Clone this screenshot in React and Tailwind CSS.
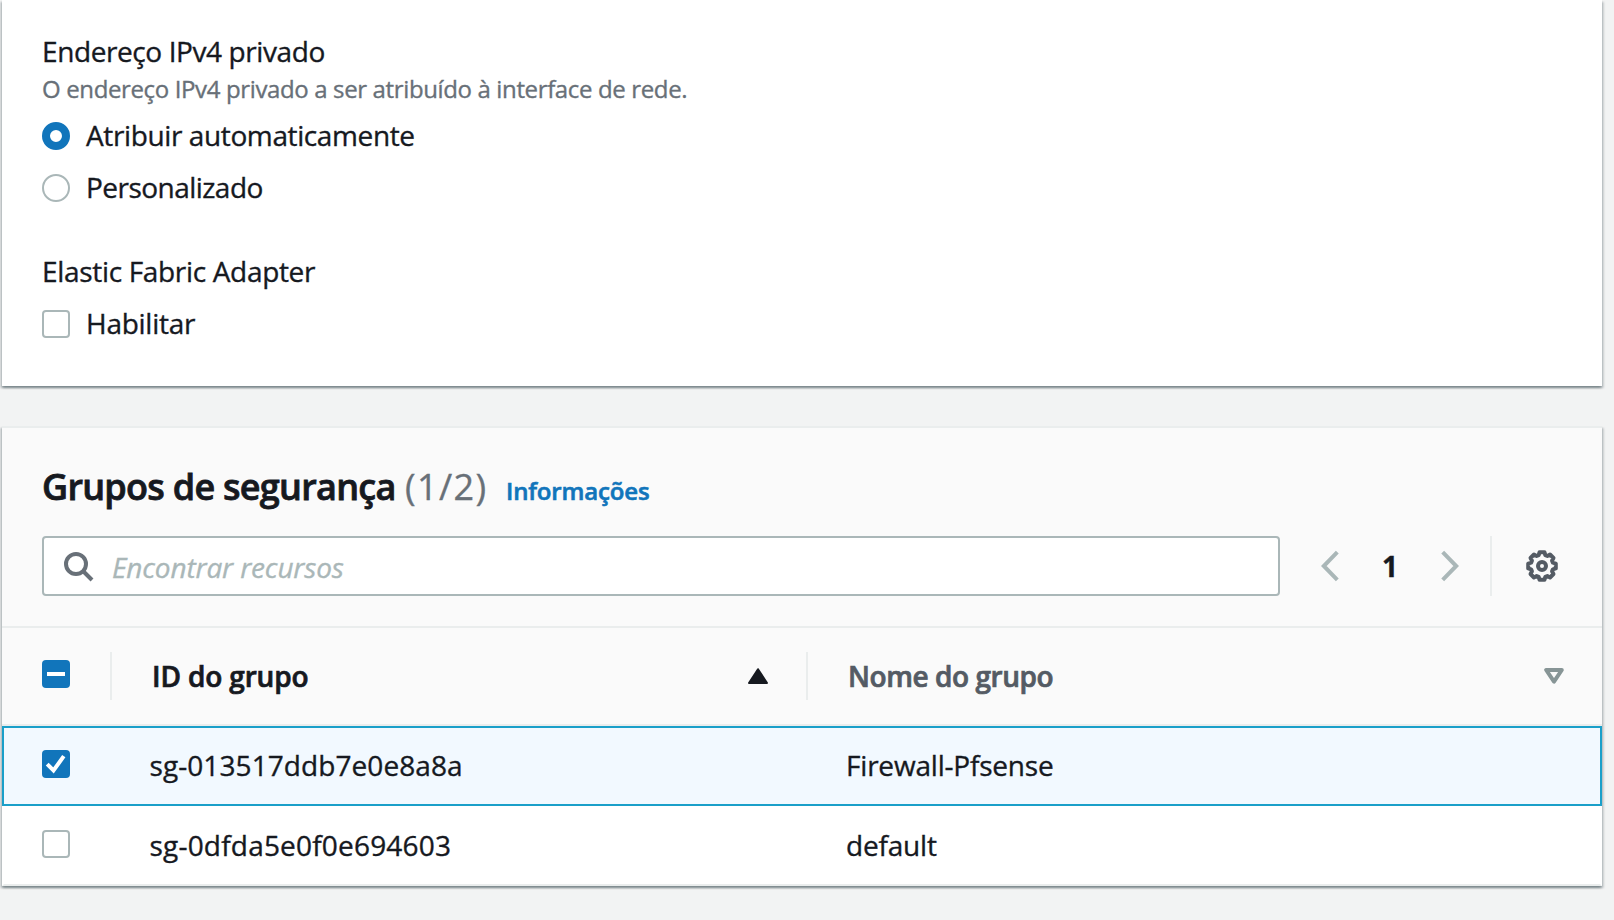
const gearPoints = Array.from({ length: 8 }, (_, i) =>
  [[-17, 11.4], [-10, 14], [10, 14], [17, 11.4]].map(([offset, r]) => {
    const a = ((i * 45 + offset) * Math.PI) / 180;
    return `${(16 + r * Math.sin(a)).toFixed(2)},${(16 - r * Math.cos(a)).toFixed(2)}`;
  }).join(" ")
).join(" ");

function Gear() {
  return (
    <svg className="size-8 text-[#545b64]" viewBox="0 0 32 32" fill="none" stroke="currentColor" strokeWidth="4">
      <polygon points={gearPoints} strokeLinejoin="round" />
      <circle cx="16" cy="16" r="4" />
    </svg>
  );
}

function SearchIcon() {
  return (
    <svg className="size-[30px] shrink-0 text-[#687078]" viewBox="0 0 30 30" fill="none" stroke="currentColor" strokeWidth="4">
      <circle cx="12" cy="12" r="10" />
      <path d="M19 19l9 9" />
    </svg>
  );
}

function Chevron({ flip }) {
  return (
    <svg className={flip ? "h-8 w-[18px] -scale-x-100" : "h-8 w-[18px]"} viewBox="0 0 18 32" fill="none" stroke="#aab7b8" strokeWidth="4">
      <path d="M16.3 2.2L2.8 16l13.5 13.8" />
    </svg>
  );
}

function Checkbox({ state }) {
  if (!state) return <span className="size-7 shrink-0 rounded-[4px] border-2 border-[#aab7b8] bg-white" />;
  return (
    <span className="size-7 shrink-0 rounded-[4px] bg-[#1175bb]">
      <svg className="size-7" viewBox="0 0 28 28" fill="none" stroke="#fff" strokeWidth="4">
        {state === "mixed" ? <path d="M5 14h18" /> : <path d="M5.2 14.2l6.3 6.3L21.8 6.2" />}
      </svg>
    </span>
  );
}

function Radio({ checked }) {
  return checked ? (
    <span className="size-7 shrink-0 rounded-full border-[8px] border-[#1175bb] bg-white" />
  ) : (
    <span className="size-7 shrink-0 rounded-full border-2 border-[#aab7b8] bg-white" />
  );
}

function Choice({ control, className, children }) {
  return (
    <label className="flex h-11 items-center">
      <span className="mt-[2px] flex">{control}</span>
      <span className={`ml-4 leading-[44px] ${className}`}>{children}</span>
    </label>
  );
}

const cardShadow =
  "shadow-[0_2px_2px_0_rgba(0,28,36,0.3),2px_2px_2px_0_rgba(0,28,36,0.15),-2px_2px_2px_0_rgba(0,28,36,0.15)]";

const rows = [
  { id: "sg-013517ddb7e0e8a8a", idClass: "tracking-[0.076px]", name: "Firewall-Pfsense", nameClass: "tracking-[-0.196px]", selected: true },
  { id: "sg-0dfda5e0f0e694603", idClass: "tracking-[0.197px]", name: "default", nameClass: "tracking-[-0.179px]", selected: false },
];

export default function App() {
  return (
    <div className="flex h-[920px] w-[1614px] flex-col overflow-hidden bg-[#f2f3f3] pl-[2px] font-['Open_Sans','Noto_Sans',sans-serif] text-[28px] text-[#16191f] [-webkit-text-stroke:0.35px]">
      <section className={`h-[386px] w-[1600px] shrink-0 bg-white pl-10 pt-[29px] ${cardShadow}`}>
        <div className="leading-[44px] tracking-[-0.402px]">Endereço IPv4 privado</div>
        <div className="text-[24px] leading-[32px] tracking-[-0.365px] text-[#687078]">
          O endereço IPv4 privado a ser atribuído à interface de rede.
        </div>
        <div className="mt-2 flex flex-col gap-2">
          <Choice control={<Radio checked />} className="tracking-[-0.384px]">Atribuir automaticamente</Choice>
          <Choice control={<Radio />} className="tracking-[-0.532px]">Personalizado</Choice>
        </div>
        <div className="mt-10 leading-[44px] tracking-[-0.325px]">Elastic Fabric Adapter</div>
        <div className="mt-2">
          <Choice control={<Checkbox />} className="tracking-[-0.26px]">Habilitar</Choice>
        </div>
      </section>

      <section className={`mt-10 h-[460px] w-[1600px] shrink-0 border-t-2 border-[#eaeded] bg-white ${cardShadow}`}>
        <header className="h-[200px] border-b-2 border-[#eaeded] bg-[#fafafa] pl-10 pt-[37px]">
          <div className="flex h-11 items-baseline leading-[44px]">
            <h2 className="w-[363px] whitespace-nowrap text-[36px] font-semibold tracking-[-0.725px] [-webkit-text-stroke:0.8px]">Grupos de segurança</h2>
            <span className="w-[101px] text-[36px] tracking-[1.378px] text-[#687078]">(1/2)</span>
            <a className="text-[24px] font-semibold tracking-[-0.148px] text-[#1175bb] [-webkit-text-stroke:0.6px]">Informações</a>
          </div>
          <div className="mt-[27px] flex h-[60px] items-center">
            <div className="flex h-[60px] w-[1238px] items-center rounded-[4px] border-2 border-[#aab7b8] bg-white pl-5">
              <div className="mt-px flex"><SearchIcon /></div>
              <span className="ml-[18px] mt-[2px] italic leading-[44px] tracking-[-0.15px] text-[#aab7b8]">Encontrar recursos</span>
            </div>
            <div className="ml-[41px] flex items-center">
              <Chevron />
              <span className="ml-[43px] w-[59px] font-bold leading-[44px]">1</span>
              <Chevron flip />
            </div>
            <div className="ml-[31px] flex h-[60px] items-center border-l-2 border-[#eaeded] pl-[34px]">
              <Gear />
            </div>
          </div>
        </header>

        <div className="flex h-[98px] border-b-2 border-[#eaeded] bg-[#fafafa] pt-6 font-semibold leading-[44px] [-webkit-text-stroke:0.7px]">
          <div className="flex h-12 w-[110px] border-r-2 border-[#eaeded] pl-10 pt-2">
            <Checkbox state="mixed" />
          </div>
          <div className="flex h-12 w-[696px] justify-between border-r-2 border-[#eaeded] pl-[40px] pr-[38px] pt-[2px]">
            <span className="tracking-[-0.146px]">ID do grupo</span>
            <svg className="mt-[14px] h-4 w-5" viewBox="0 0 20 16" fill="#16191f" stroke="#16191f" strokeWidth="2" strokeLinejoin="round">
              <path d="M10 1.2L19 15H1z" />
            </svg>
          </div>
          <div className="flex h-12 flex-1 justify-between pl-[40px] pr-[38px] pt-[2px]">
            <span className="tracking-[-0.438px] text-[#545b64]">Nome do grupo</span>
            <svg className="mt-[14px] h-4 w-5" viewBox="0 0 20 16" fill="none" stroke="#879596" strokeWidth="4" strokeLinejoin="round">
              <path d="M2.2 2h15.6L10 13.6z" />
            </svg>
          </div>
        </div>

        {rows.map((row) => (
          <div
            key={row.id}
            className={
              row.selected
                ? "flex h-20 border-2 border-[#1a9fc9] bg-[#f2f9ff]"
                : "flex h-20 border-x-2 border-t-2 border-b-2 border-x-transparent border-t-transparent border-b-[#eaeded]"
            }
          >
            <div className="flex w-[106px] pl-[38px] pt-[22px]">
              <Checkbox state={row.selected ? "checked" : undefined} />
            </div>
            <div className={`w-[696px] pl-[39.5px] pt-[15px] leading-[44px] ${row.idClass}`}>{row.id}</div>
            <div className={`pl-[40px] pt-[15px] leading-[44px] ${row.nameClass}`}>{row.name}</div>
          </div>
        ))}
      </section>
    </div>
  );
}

+++

§ **Instructions for the task**
Keep every word of the data as it is when you write it out, but drop the pictures.

§ **Solution for this task**
Clone this screenshot in React and Tailwind CSS.
const gearPoints = Array.from({ length: 8 }, (_, i) =>
  [[-17, 11.4], [-10, 14], [10, 14], [17, 11.4]].map(([offset, r]) => {
    const a = ((i * 45 + offset) * Math.PI) / 180;
    return `${(16 + r * Math.sin(a)).toFixed(2)},${(16 - r * Math.cos(a)).toFixed(2)}`;
  }).join(" ")
).join(" ");

function Gear() {
  return (
    <svg className="size-8 text-[#545b64]" viewBox="0 0 32 32" fill="none" stroke="currentColor" strokeWidth="4">
      <polygon points={gearPoints} strokeLinejoin="round" />
      <circle cx="16" cy="16" r="4" />
    </svg>
  );
}

function SearchIcon() {
  return (
    <svg className="size-[30px] shrink-0 text-[#687078]" viewBox="0 0 30 30" fill="none" stroke="currentColor" strokeWidth="4">
      <circle cx="12" cy="12" r="10" />
      <path d="M19 19l9 9" />
    </svg>
  );
}

function Chevron({ flip }) {
  return (
    <svg className={flip ? "h-8 w-[18px] -scale-x-100" : "h-8 w-[18px]"} viewBox="0 0 18 32" fill="none" stroke="#aab7b8" strokeWidth="4">
      <path d="M16.3 2.2L2.8 16l13.5 13.8" />
    </svg>
  );
}

function Checkbox({ state }) {
  if (!state) return <span className="size-7 shrink-0 rounded-[4px] border-2 border-[#aab7b8] bg-white" />;
  return (
    <span className="size-7 shrink-0 rounded-[4px] bg-[#1175bb]">
      <svg className="size-7" viewBox="0 0 28 28" fill="none" stroke="#fff" strokeWidth="4">
        {state === "mixed" ? <path d="M5 14h18" /> : <path d="M5.2 14.2l6.3 6.3L21.8 6.2" />}
      </svg>
    </span>
  );
}

function Radio({ checked }) {
  return checked ? (
    <span className="size-7 shrink-0 rounded-full border-[8px] border-[#1175bb] bg-white" />
  ) : (
    <span className="size-7 shrink-0 rounded-full border-2 border-[#aab7b8] bg-white" />
  );
}

function Choice({ control, className, children }) {
  return (
    <label className="flex h-11 items-center">
      <span className="mt-[2px] flex">{control}</span>
      <span className={`ml-4 leading-[44px] ${className}`}>{children}</span>
    </label>
  );
}

const cardShadow =
  "shadow-[0_2px_2px_0_rgba(0,28,36,0.3),2px_2px_2px_0_rgba(0,28,36,0.15),-2px_2px_2px_0_rgba(0,28,36,0.15)]";

const rows = [
  { id: "sg-013517ddb7e0e8a8a", idClass: "tracking-[0.076px]", name: "Firewall-Pfsense", nameClass: "tracking-[-0.196px]", selected: true },
  { id: "sg-0dfda5e0f0e694603", idClass: "tracking-[0.197px]", name: "default", nameClass: "tracking-[-0.179px]", selected: false },
];

export default function App() {
  return (
    <div className="flex h-[920px] w-[1614px] flex-col overflow-hidden bg-[#f2f3f3] pl-[2px] font-['Open_Sans','Noto_Sans',sans-serif] text-[28px] text-[#16191f] [-webkit-text-stroke:0.35px]">
      <section className={`h-[386px] w-[1600px] shrink-0 bg-white pl-10 pt-[29px] ${cardShadow}`}>
        <div className="leading-[44px] tracking-[-0.402px]">Endereço IPv4 privado</div>
        <div className="text-[24px] leading-[32px] tracking-[-0.365px] text-[#687078]">
          O endereço IPv4 privado a ser atribuído à interface de rede.
        </div>
        <div className="mt-2 flex flex-col gap-2">
          <Choice control={<Radio checked />} className="tracking-[-0.384px]">Atribuir automaticamente</Choice>
          <Choice control={<Radio />} className="tracking-[-0.532px]">Personalizado</Choice>
        </div>
        <div className="mt-10 leading-[44px] tracking-[-0.325px]">Elastic Fabric Adapter</div>
        <div className="mt-2">
          <Choice control={<Checkbox />} className="tracking-[-0.26px]">Habilitar</Choice>
        </div>
      </section>

      <section className={`mt-10 h-[460px] w-[1600px] shrink-0 border-t-2 border-[#eaeded] bg-white ${cardShadow}`}>
        <header className="h-[200px] border-b-2 border-[#eaeded] bg-[#fafafa] pl-10 pt-[37px]">
          <div className="flex h-11 items-baseline leading-[44px]">
            <h2 className="w-[363px] whitespace-nowrap text-[36px] font-semibold tracking-[-0.725px] [-webkit-text-stroke:0.8px]">Grupos de segurança</h2>
            <span className="w-[101px] text-[36px] tracking-[1.378px] text-[#687078]">(1/2)</span>
            <a className="text-[24px] font-semibold tracking-[-0.148px] text-[#1175bb] [-webkit-text-stroke:0.6px]">Informações</a>
          </div>
          <div className="mt-[27px] flex h-[60px] items-center">
            <div className="flex h-[60px] w-[1238px] items-center rounded-[4px] border-2 border-[#aab7b8] bg-white pl-5">
              <div className="mt-px flex"><SearchIcon /></div>
              <span className="ml-[18px] mt-[2px] italic leading-[44px] tracking-[-0.15px] text-[#aab7b8]">Encontrar recursos</span>
            </div>
            <div className="ml-[41px] flex items-center">
              <Chevron />
              <span className="ml-[43px] w-[59px] font-bold leading-[44px]">1</span>
              <Chevron flip />
            </div>
            <div className="ml-[31px] flex h-[60px] items-center border-l-2 border-[#eaeded] pl-[34px]">
              <Gear />
            </div>
          </div>
        </header>

        <div className="flex h-[98px] border-b-2 border-[#eaeded] bg-[#fafafa] pt-6 font-semibold leading-[44px] [-webkit-text-stroke:0.7px]">
          <div className="flex h-12 w-[110px] border-r-2 border-[#eaeded] pl-10 pt-2">
            <Checkbox state="mixed" />
          </div>
          <div className="flex h-12 w-[696px] justify-between border-r-2 border-[#eaeded] pl-[40px] pr-[38px] pt-[2px]">
            <span className="tracking-[-0.146px]">ID do grupo</span>
            <svg className="mt-[14px] h-4 w-5" viewBox="0 0 20 16" fill="#16191f" stroke="#16191f" strokeWidth="2" strokeLinejoin="round">
              <path d="M10 1.2L19 15H1z" />
            </svg>
          </div>
          <div className="flex h-12 flex-1 justify-between pl-[40px] pr-[38px] pt-[2px]">
            <span className="tracking-[-0.438px] text-[#545b64]">Nome do grupo</span>
            <svg className="mt-[14px] h-4 w-5" viewBox="0 0 20 16" fill="none" stroke="#879596" strokeWidth="4" strokeLinejoin="round">
              <path d="M2.2 2h15.6L10 13.6z" />
            </svg>
          </div>
        </div>

        {rows.map((row) => (
          <div
            key={row.id}
            className={
              row.selected
                ? "flex h-20 border-2 border-[#1a9fc9] bg-[#f2f9ff]"
                : "flex h-20 border-x-2 border-t-2 border-b-2 border-x-transparent border-t-transparent border-b-[#eaeded]"
            }
          >
            <div className="flex w-[106px] pl-[38px] pt-[22px]">
              <Checkbox state={row.selected ? "checked" : undefined} />
            </div>
            <div className={`w-[696px] pl-[39.5px] pt-[15px] leading-[44px] ${row.idClass}`}>{row.id}</div>
            <div className={`pl-[40px] pt-[15px] leading-[44px] ${row.nameClass}`}>{row.name}</div>
          </div>
        ))}
      </section>
    </div>
  );
}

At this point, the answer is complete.